As soon as we accept one depravity, sometimes even before we accept it, the push is on to deepen the moral pit under our feet and push us down to the next new low. Whatever we accept, there is another step down where the purveyors of moral destruction want to take us.

This is where we go when we try to create a moral code out of our own thinking and debate. We simply can’t do it. What we construct is not a fixed mark. It moves as we move it like a ball in a soccer match. Inevitably, our morality becomes a matter of what we can wrest from political action and media public relations. It changes according to what the richest and most well-connected say it is.

When we try to create our morality according to the fashions of the times, we will find that it changes according to those fashions and is dictated to us by other people who have an agenda that does not often jibe with what is best of us, our children, our country or our world.
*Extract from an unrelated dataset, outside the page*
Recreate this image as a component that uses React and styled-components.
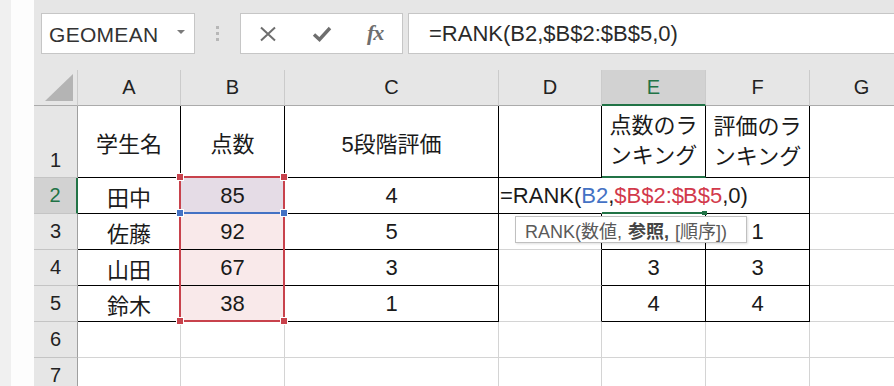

That is why I’ve become simple-minded about my morality. I tried mightily to follow the dictates of what I thought was right and wrong in my past and I reaped a whirlwind of remorse as a result. I no longer believe in my own moral superiority. I am not and never want to be a moral leader. I am a follower.

The One I follow is Jesus Christ. But I don’t rely on my own understanding, even in this.

Do you want to know how to discern God’s will?

I will tell you.

Read the Catechism and do what it tells you. Follow the 2,000 year old teachings of the Catholic Church.

When you fail in this, go to confession. Then begin again.

That is the only way I know to reliably discern God’s will. It is a reliable, simple and absolutely correct way to know if what you are doing is right or wrong. The trouble is, it often tells you to do things that will get you in bad with your buddies, cost you inconvenience or worse still, get you shunned and mocked for being a religious nut.

Which leads me to the Prince of the Church.

I wasn’t going to write about Cardinal Mahony. I don’t want to now.

But I think this needs to be said. The Cardinal has made excuses for himself. He claims that back when he was transferring priests who had molested children, he didn’t know how damaging this was to the children in question. He even published a letter yesterday in which he said that he’d never taken a course on this topic, as if that somehow or other excused his behavior.

The problem wasn’t a lack of proper coursework. It also wasn’t bad advice from “experts.” The problem was that the Cardinal was not following Jesus.

Even now that he’s been caught, humiliated and excoriated, he clings to secular excuses for what is, among other things, a grave moral wrong. Instead of relying on his education and failure-ridden secular “specialists” and “experts,” he should have paid attention to the Gospels he proclaimed and the teachings of the Church he represented. 

The Cardinal, no less than the rest of us, appears to have been beguiled by the world. I repeat: When he did these things, he was not following Jesus. If he had been following Jesus, he would not have been able to continue on and on treating little children this way. He could not have done it. Even if he had ignored the Gospels and the Catechism, the Holy Spirit would have stopped him.

He was following the world, not Christ.

We need holy priests. We don’t necessarily need priests who are stars, or who are brilliant or who can raise a lot of money. We need priests who follow Christ, who preach Christ, who teach Christ and who believe in Jesus with their whole hearts. We need servant leaders who are not so much stellar leaders as faithful followers of the One they should be pointing to every day of their priesthood.

We — you, me, all of us — can not create or enforce a moral standard for ourselves. That’s like a book writing itself, a statue carving itself. We are too finite, too fallen, too selfish and caught in the narrowness of our own selves to even attempt such a thing. When we do, we always end in a moral train wreck, whether we have the humility to admit it or not.

“Trust in the Lord with all your heart, and lean not on your own understanding,” the Bible tells us.

Whether your are homeless and living under a bridge or a Prince of the Church, it’s good advice.